Jesse Harmainen, foreman at Vesijohtoliike J. Laitinen, graduated from vocational school as a plumber already a decade ago. Further education was already on his mind at the time, but the desire to gain practical experience in installation work became a priority.
However, when it came to further studies, the pieces fell into place recently. The need for further training came from Jesse’s own dreams for the future – he wanted to take on new, more challenging tasks, where a suitable qualification would make it easier to succeed. So the starting point was to achieve Jesse’s own professional goals, but that was not the only purpose of his studies.
Multi-disciplinary learning requires independence but gives flexibility
Jesse completed his degree in HVAC engineering at Metropolia University of Applied Sciences in Helsinki, Finland. The training was organised as a multi-disciplinary course, during which it is also very possible to work full-time. The degree in HVAC engineering is 240 credits, so Jesse’s studies lasted 4 years. The majority of bachelor’s degrees are 3.5 years long and 210 credits, including work placements.
Multi-disciplinary studies emphasise self-management. Jesse says that his studies in HVAC engineering involved a lot of maths and physics. Doing calculations independently after work and on weekends developed patience and perseverance.
His previous degree in plumbing and the practical work experience he has gained have been very useful for Jesse during his HVAC engineering studies.

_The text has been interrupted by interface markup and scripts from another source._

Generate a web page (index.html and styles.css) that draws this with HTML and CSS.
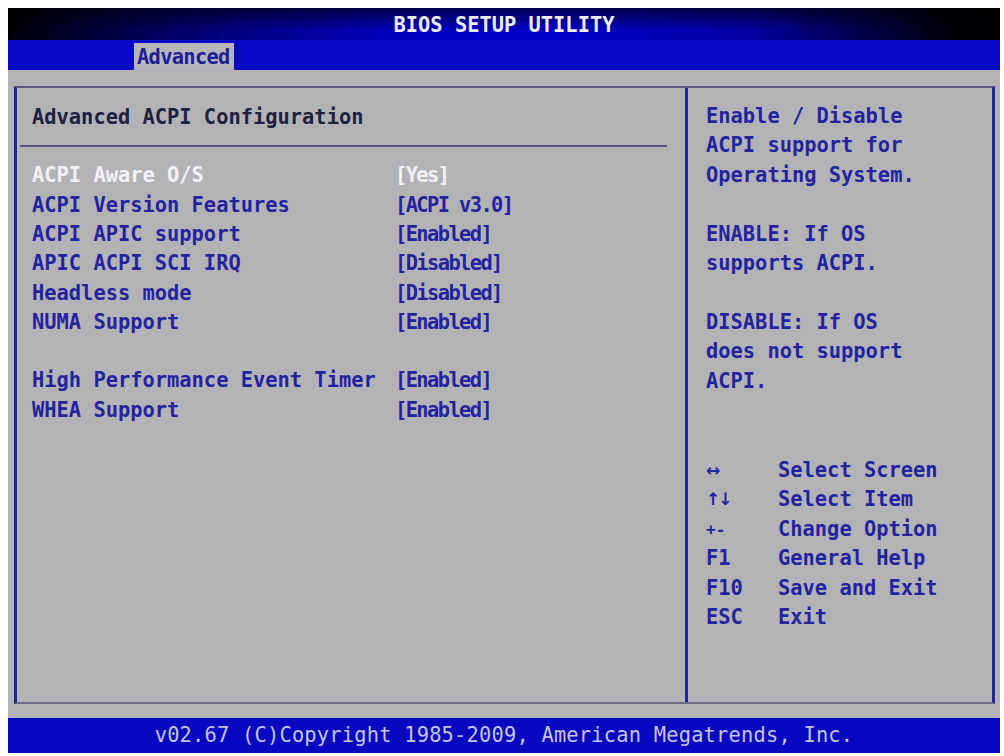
FILE: index.html
```html
<!DOCTYPE html>
<html lang="en">
<head>
  <meta charset="UTF-8">
  <title>BIOS Setup Utility</title>
  <link rel="stylesheet" href="styles.css">
</head>
<body>

<div class="screen">
  <div class="title">BIOS SETUP UTILITY</div>
  <div class="tabs">
    <span class="tab">Advanced</span>
  </div>

  <div class="main">
    <div class="frame">
      <div class="left">
        <div class="heading">Advanced ACPI Configuration</div>
        <div class="rule"></div>
        <div class="items">
          <div class="item selected"><span class="label">ACPI Aware O/S</span><span class="value">[Yes]</span></div>
          <div class="item"><span class="label">ACPI Version Features</span><span class="value">[ACPI v3.0]</span></div>
          <div class="item"><span class="label">ACPI APIC support</span><span class="value">[Enabled]</span></div>
          <div class="item"><span class="label">APIC ACPI SCI IRQ</span><span class="value">[Disabled]</span></div>
          <div class="item"><span class="label">Headless mode</span><span class="value">[Disabled]</span></div>
          <div class="item"><span class="label">NUMA Support</span><span class="value">[Enabled]</span></div>
          <div class="item blank"></div>
          <div class="item"><span class="label">High Performance Event Timer</span><span class="value">[Enabled]</span></div>
          <div class="item"><span class="label">WHEA Support</span><span class="value">[Enabled]</span></div>
        </div>
      </div>

      <div class="right">
        <div class="help">
          <p>Enable / Disable<br>ACPI support for<br>Operating System.</p>
          <p>ENABLE: If OS<br>supports ACPI.</p>
          <p>DISABLE: If OS<br>does not support<br>ACPI.</p>
        </div>
        <div class="keys">
          <div class="key"><span class="k arrow">&#8596;</span><span class="d">Select Screen</span></div>
          <div class="key"><span class="k arrow">&#8593;&#8595;</span><span class="d">Select Item</span></div>
          <div class="key"><span class="k small">+-</span><span class="d">Change Option</span></div>
          <div class="key"><span class="k">F1</span><span class="d">General Help</span></div>
          <div class="key"><span class="k">F10</span><span class="d">Save and Exit</span></div>
          <div class="key"><span class="k">ESC</span><span class="d">Exit</span></div>
        </div>
      </div>
    </div>
  </div>

  <div class="footer">v02.67 (C)Copyright 1985-2009, American Megatrends, Inc.</div>
</div>

</body>
</html>
```

FILE: styles.css
```css
body {
  margin: 0;
  padding: 0;
  background-color: #ffffff;
  font-family: "DejaVu Sans Mono", "Liberation Mono", monospace;
  font-weight: bold;
  font-size: 20.4px;
}
.screen {
  width: 992px;
  height: 745px;
  margin: 8px 4px 3px 8px;
  display: flex;
  flex-direction: column;
}
.title {
  height: 32px;
  line-height: 34px;
  text-align: center;
  color: #ececf4;
  background-image:
    linear-gradient(to bottom, rgba(0, 0, 0, 0.6), rgba(0, 0, 0, 0) 70%),
    linear-gradient(to right, #000006 0%, #000070 18%, #0000c0 40%, #0000cc 55%, #0000a0 75%, #000010 94%, #000000 100%);
}
.tabs {
  height: 30px;
  background-color: #0a0ac6;
  display: flex;
  align-items: flex-end;
}
.tab {
  margin-left: 126px;
  height: 27px;
  line-height: 29px;
  padding: 0 4px 0 3px;
  background-color: #b6b6ba;
  color: #1e1e96;
  letter-spacing: -0.7px;
}
.main {
  flex: 1;
  background-color: #b3b3b6;
  padding: 16px 5px 14px 6px;
  display: flex;
}
.frame {
  flex: 1;
  display: flex;
  border-left: 3px solid #23239a;
  border-right: 3px solid #23239a;
  border-top: 2px solid #5a5a7c;
  border-bottom: 2px solid #6c6c86;
  color: #2323a0;
  line-height: 29.4px;
}
.left {
  width: 668px;
  padding-top: 15px;
}
.heading {
  padding-left: 15px;
  color: #202040;
}
.rule {
  height: 2px;
  margin: 13px 18px 0 3px;
  background-color: #56567a;
}
.items {
  margin-top: 14px;
}
.item {
  display: flex;
  height: 29.3px;
  padding-left: 15px;
}
.label {
  width: 363px;
}
.value {
  letter-spacing: -1.6px;
}
.selected {
  color: #f2f2f6;
}
.right {
  flex: 1;
  border-left: 3px solid #23239a;
  padding: 14px 10px 0 18px;
}
.help p {
  margin: 0 0 29.4px 0;
}
.help p:last-child {
  margin-bottom: 0;
}
.keys {
  margin-top: 60px;
}
.key {
  display: flex;
}
.k {
  width: 72px;
}
.arrow {
  font-family: "DejaVu Sans", sans-serif;
  font-size: 17px;
  letter-spacing: -2px;
}
.small {
  font-size: 16px;
}
.footer {
  height: 35px;
  line-height: 35px;
  background-color: #0808c0;
  color: #c4c4e4;
  font-weight: normal;
  text-align: center;
  letter-spacing: 0.2px;
}
```
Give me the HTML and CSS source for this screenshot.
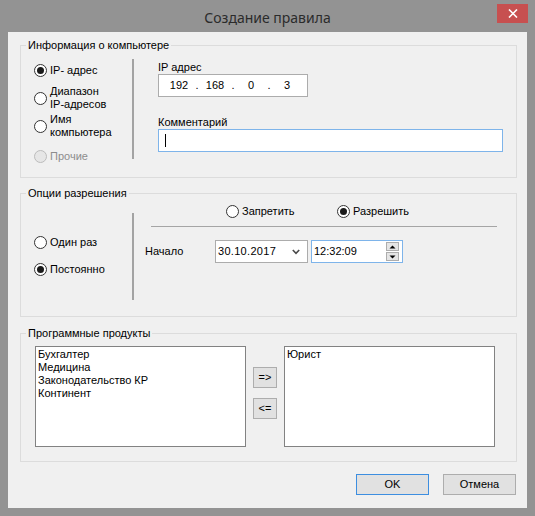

You can apply for the studies with any suitable qualification, but a strong knowledge base is a prerequisite for keeping up. The training does not start from the basics.
Learning gives your company more skills – and happier employees
Studying while working requires a balance between income and studies. Financing studies can be a challenge, but it’s important to find a common ground with your employer and find a solution that works for everyone.
In the early days of his studies, Jesse spent four days of his working week at the office, with Fridays dedicated to attending classes. Towards the end of his studies, Jesse moved to full-time work. In the final phase of his studies, he therefore contributed to his studies in the evenings and at weekends, although other arrangements would have been acceptable at Vesijohtoliike J. Laitinen.
– I would not have wanted to go back to being a full-time student. Even in hindsight, the blended learning option was a good one. I would make the same choice again, Jesse says.
Fitting his studies in with his project management went smoothly, and Jesse has been encouraged by his employer to develop his skills. At group level, the policy is coherent.
– At QMG it is important that our employees are encouraged to develop themselves. It gives the studying empoyee more opportunities, which helps them to enjoy their work. It also provides the Group and our subsidiaries with more skills. Everybody wins, sums up Pekka Pöykkö, Managing Director of QMG Partners.
What was particularly inspiring about the studies was actually the moments at work. It was like a light bulb went on in my head when I found myself practicing the knowledge I had just learnt during my engineering studies.
Finnish society is also a winner in the equation. As the level of skills rises, everyone will be able to generate more social welfare. To create added value, we need people who educate themselves to a higher level – including those already in the workforce. Further training also strengthens the feeling of the worker themself that anything is possible.
– What was particularly inspiring about the studies was actually the moments at work. It was like a light bulb went on in my head when I found myself practicing the knowledge I had just learnt during my engineering studies, says Jesse.
Making dreams come true through additional studies
Jesse sees his studies have opened doors to manager and expert level positions. Not only did it add to the skills Jesse could offer his employer, but it also demonstrated his willingness and ability to develop. In this sense, he sees value in training in other disciplines as well, even though he himself graduated as an HVAC engineer. Jesse encourages others to consider further education:
– My colleagues have been really curious, and I have been asked a lot of questions about how the whole study figure works. It’s great if I can show by my own example that this is possible. I would definitely recommend it!